Candice Olson (born October 27, 1964) is a Canadian designer. She was the host of the Toronto-based home-makeover shows Divine Design and Candice Tells All, which aired on the W Network in Canada and on HGTV in the United States.

Early life
Olson attended the University of Calgary and played for the Canadian National Women's Volleyball Team at the same time. She then transferred and graduated from  the School of Interior Design at Ryerson University in Toronto.

Olson honed her skills for several years in several of Canada's top interior design firms.

Career

Candice Olson Design
In 1994, she established her own residential and commercial design practice, Candice Olson Design, based in Metro Toronto, Ontario, Canada.

Television
In the fall of 2001, Divine Design debuted on Canada's W Network and quickly established itself as one of the network's flagship shows. Two years later, in 2003, the series premiered on HGTV in the United States in more than 90 million homes.
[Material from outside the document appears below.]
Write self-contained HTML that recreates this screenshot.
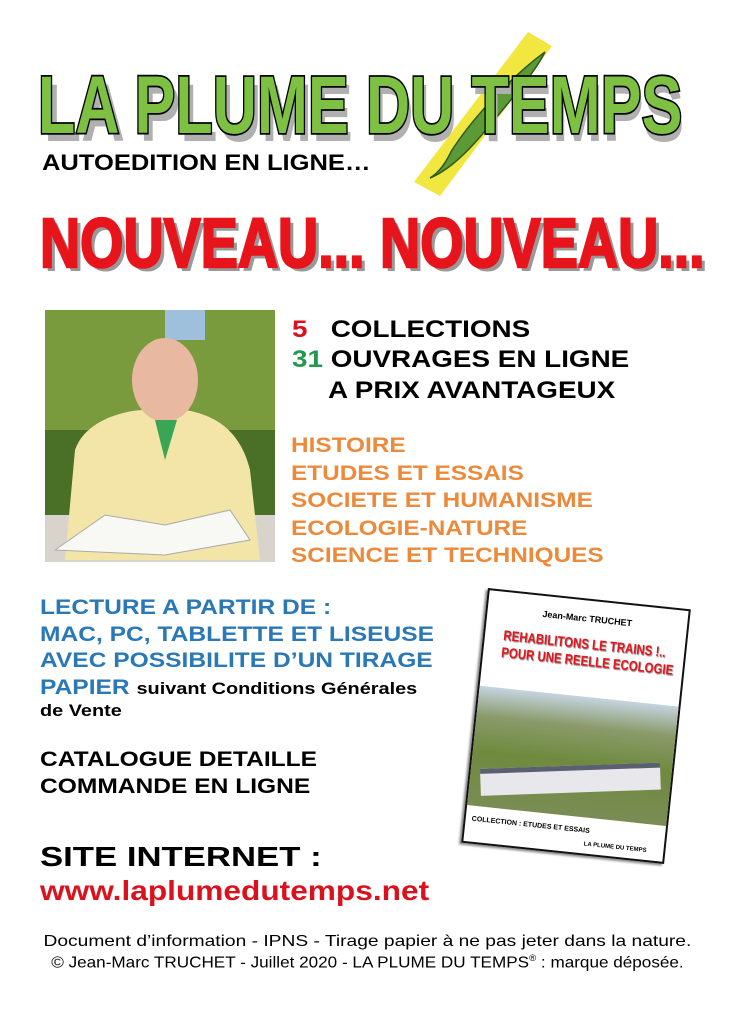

On January 1, 2011, Olson's new series, Candice Tells All, premiered on HGTV. It debuted on the W Network in Canada on January 6, 2011.

Collection
The Candice Olson Collection is made up of products in the home décor market.  The lines include an upholstered furniture line for Norwalk (MyCandiceDesign.com), The Furniture Idea; a line of fabric from Kravet Inc.; a lighting line; a line of rugs for Surya (surya.com); bettertrends a line of broad case good, occasional, and table line with Revco International; and a wallpaper line for York Wallcoverings (http://www.yorkwallcoverings.com)

Books
In 2006, Olson wrote her first book; Candice Olson on Design: Inspiration and Ideas for Your Home in which she shares design secrets, smart tips, and practical advice to help readers plan and execute successful room makeovers.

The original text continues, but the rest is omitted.